In commercial distillation, the soaked wood powder is loaded into a large steel still along with water. Steam is introduced at low pressure, around 10 psi (0.7 bar). Keeping the pressure low is important because excessive heat can damage the delicate santalol compounds that give the oil its quality. A typical commercial batch runs for 10 to 24 hours. Longer distillation times pull more oil from the wood, with 24-hour runs yielding up to 3.6% oil by weight. Shorter runs of around 10 hours at the same pressure yield closer to 1.6%.

The condensed liquid collects in a device called a Florentine separator (essentially a tall container with an outlet near the bottom). The oil rises to the surface and is skimmed or drained off, while the water underneath, now called hydrosol or sandalwood water, exits through the lower outlet. The hydrosol retains a mild fragrance and is sometimes used separately in skincare.

Small-Scale and Home Setup

Home distillation kits designed for essential oils typically include a small boiler (around 2 liters), a column or vertical tube, a sieve to hold the plant material above the water line, a condenser with cooling water running through it, and an oil separator for collecting the output. Glass versions based on the Clevenger apparatus design are particularly effective for sandalwood because they allow continuous distillation, recycling the water back through the system over many hours.

For a home batch, you’d place your soaked, ground sandalwood on the sieve inside the column, fill the boiler with water, and heat it to produce steam. The steam rises through the wood, picks up the oil, and travels into the condenser. Cold tap water flowing around the condenser tube cools the vapor back into liquid, which drips into the oil separator. You’ll need patience: plan on running the distillation for at least 10 hours, and ideally closer to 20, to get a meaningful amount of oil.

Expect a very small yield. With 150 to 200 grams of heartwood powder (a realistic amount for a home kit), you may collect only a few milliliters of oil at best. Research trials using steam distillation with a Clevenger apparatus and 150 to 187 grams of heartwood ran for 20 to 24 hours to achieve usable quantities.

Separating and Finishing the Oil

The liquid that comes out of the condenser is a mixture of oil and water. In most setups, the oil separator handles the initial split by gravity: the oil floats, the water sinks. If you’re using a basic kit without a built-in separator, you can pour the collected liquid into a narrow glass container, let it sit for an hour, and use a pipette to carefully draw off the oil layer from the top.

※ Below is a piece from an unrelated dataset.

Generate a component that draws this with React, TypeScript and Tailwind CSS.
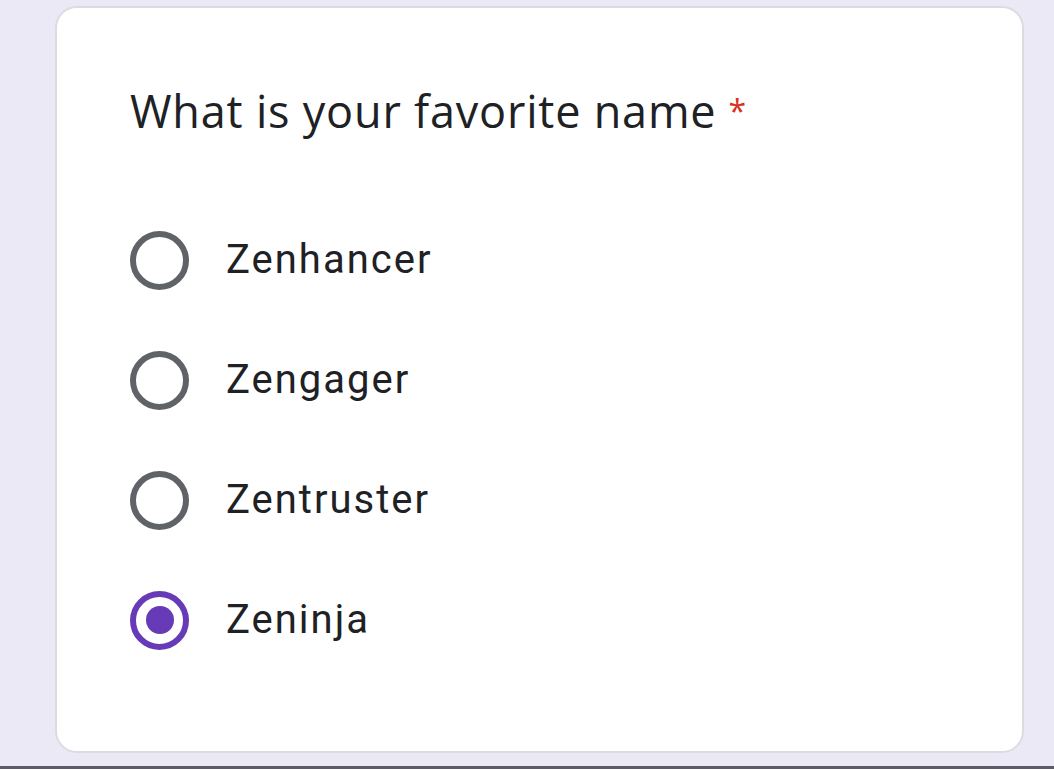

For cleaner oil, any remaining moisture can be removed by letting the oil sit over a small amount of anhydrous sodium sulfate (a common drying agent available from chemical suppliers) for a few hours, then filtering it through a coffee filter or fine cloth. Commercial producers may use vacuum distillation or other purification steps to isolate specific compounds, but for home use, the gravity-separated oil is ready to use as-is after drying.

Why Yields Are Low and Costs Are High

Several factors work against you when making sandalwood oil. The trees take over a decade to develop usable heartwood. The oil is locked deep within dense wood fibers and releases slowly even under steam. And the yield per kilogram of raw material is among the lowest of any essential oil. Commercial operations compensate by processing hundreds of kilograms per batch and running distillation for a full day.

For a home distiller, the biggest practical barrier is sourcing authentic heartwood. Indian sandalwood is heavily regulated due to overharvesting, and genuine Santalum album heartwood is expensive, often $50 to $100 or more per kilogram. Australian sandalwood is more accessible but produces a lower-quality oil. Either way, the math is sobering: even at a generous 3% yield, one kilogram of heartwood produces only about 30 milliliters of oil.

If your goal is to have sandalwood oil for personal use, purchasing it from a reputable essential oil supplier is almost always more practical than distilling it yourself. But if you’re interested in the craft of distillation or want to understand firsthand how essential oils are made, sandalwood is a fascinating (if demanding) material to work with. Just go in knowing that the process rewards patience and that even small quantities of genuine sandalwood oil represent hours of careful work.